> _Short exercise_
Each entry that follows is to be retyped exactly. Pictures do not belong in the copy.

> _Records supplied_
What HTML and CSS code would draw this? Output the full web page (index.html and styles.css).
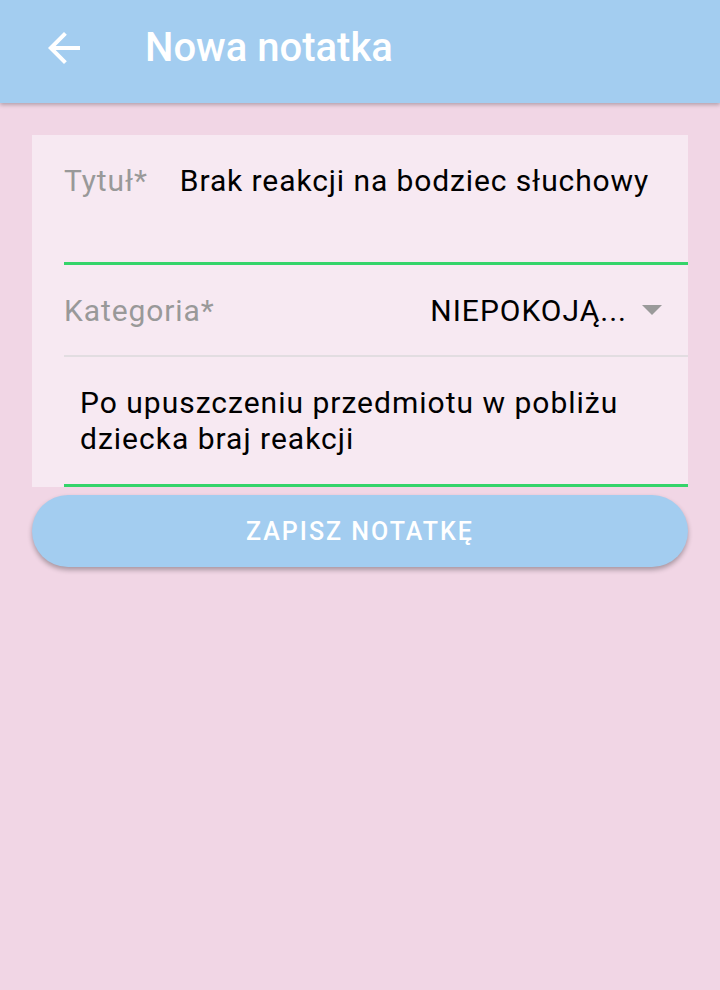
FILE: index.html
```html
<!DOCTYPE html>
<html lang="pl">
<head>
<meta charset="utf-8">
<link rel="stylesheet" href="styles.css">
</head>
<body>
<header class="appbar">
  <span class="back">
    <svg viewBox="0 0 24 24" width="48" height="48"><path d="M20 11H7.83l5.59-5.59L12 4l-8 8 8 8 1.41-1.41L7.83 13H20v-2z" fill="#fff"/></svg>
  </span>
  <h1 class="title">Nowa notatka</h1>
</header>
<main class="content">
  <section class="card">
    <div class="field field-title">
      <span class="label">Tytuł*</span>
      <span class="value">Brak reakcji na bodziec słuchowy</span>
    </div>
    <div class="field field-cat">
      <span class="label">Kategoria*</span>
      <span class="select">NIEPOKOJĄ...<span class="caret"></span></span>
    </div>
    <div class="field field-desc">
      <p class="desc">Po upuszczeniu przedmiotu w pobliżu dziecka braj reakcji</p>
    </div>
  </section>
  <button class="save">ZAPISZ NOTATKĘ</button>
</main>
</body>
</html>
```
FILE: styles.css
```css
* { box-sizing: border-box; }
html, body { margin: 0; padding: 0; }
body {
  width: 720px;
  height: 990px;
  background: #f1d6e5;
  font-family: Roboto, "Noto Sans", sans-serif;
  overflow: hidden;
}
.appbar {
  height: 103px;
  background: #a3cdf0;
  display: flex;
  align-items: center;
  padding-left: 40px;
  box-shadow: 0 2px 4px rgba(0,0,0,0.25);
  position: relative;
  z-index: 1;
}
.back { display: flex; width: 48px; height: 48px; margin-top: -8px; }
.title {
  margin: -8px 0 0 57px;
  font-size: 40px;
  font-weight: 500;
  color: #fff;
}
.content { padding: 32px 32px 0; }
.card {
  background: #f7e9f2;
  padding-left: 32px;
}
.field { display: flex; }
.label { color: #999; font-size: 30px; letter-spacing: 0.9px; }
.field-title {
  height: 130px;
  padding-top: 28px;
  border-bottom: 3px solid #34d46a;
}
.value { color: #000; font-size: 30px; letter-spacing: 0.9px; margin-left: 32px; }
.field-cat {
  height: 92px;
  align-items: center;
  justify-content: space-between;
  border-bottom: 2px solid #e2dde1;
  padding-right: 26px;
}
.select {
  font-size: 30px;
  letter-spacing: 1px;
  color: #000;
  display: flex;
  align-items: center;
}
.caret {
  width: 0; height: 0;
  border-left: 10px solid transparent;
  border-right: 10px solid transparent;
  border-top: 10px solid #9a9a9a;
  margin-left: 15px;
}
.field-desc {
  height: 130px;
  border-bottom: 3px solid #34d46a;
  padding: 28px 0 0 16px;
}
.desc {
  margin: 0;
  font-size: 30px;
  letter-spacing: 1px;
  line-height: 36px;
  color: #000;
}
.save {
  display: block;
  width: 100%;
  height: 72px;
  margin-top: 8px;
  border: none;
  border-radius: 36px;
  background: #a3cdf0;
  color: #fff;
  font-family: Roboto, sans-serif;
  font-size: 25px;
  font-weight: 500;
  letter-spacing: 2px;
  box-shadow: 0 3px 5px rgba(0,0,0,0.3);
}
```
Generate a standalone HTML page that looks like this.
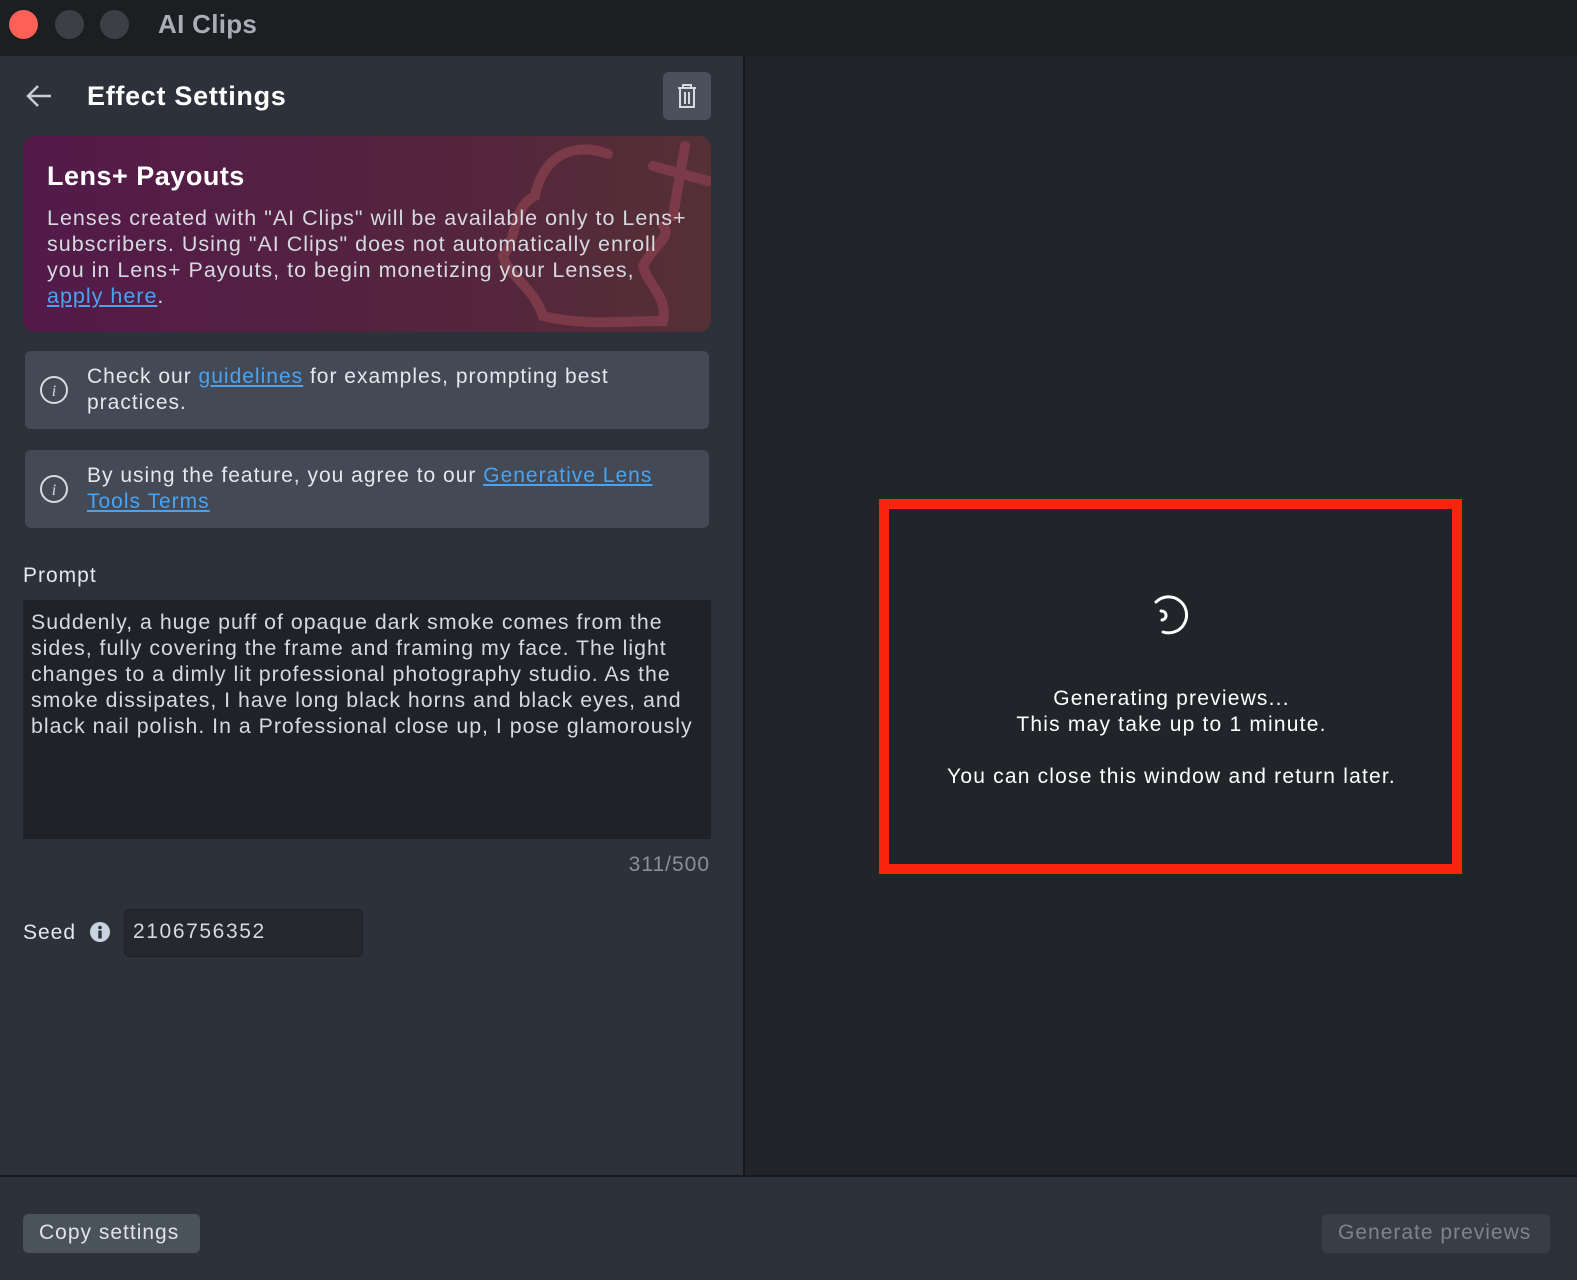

> _Exercise response_
What HTML and CSS code would draw this? Output the full web page (index.html and styles.css).
FILE: index.html
```html
<!DOCTYPE html>
<html lang="pl">
<head>
<meta charset="utf-8">
<link rel="stylesheet" href="styles.css">
</head>
<body>
<header class="appbar">
  <span class="back">
    <svg viewBox="0 0 24 24" width="48" height="48"><path d="M20 11H7.83l5.59-5.59L12 4l-8 8 8 8 1.41-1.41L7.83 13H20v-2z" fill="#fff"/></svg>
  </span>
  <h1 class="title">Nowa notatka</h1>
</header>
<main class="content">
  <section class="card">
    <div class="field field-title">
      <span class="label">Tytuł*</span>
      <span class="value">Brak reakcji na bodziec słuchowy</span>
    </div>
    <div class="field field-cat">
      <span class="label">Kategoria*</span>
      <span class="select">NIEPOKOJĄ...<span class="caret"></span></span>
    </div>
    <div class="field field-desc">
      <p class="desc">Po upuszczeniu przedmiotu w pobliżu dziecka braj reakcji</p>
    </div>
  </section>
  <button class="save">ZAPISZ NOTATKĘ</button>
</main>
</body>
</html>
```
FILE: styles.css
```css
* { box-sizing: border-box; }
html, body { margin: 0; padding: 0; }
body {
  width: 720px;
  height: 990px;
  background: #f1d6e5;
  font-family: Roboto, "Noto Sans", sans-serif;
  overflow: hidden;
}
.appbar {
  height: 103px;
  background: #a3cdf0;
  display: flex;
  align-items: center;
  padding-left: 40px;
  box-shadow: 0 2px 4px rgba(0,0,0,0.25);
  position: relative;
  z-index: 1;
}
.back { display: flex; width: 48px; height: 48px; margin-top: -8px; }
.title {
  margin: -8px 0 0 57px;
  font-size: 40px;
  font-weight: 500;
  color: #fff;
}
.content { padding: 32px 32px 0; }
.card {
  background: #f7e9f2;
  padding-left: 32px;
}
.field { display: flex; }
.label { color: #999; font-size: 30px; letter-spacing: 0.9px; }
.field-title {
  height: 130px;
  padding-top: 28px;
  border-bottom: 3px solid #34d46a;
}
.value { color: #000; font-size: 30px; letter-spacing: 0.9px; margin-left: 32px; }
.field-cat {
  height: 92px;
  align-items: center;
  justify-content: space-between;
  border-bottom: 2px solid #e2dde1;
  padding-right: 26px;
}
.select {
  font-size: 30px;
  letter-spacing: 1px;
  color: #000;
  display: flex;
  align-items: center;
}
.caret {
  width: 0; height: 0;
  border-left: 10px solid transparent;
  border-right: 10px solid transparent;
  border-top: 10px solid #9a9a9a;
  margin-left: 15px;
}
.field-desc {
  height: 130px;
  border-bottom: 3px solid #34d46a;
  padding: 28px 0 0 16px;
}
.desc {
  margin: 0;
  font-size: 30px;
  letter-spacing: 1px;
  line-height: 36px;
  color: #000;
}
.save {
  display: block;
  width: 100%;
  height: 72px;
  margin-top: 8px;
  border: none;
  border-radius: 36px;
  background: #a3cdf0;
  color: #fff;
  font-family: Roboto, sans-serif;
  font-size: 25px;
  font-weight: 500;
  letter-spacing: 2px;
  box-shadow: 0 3px 5px rgba(0,0,0,0.3);
}
```
Generate a standalone HTML page that looks like this.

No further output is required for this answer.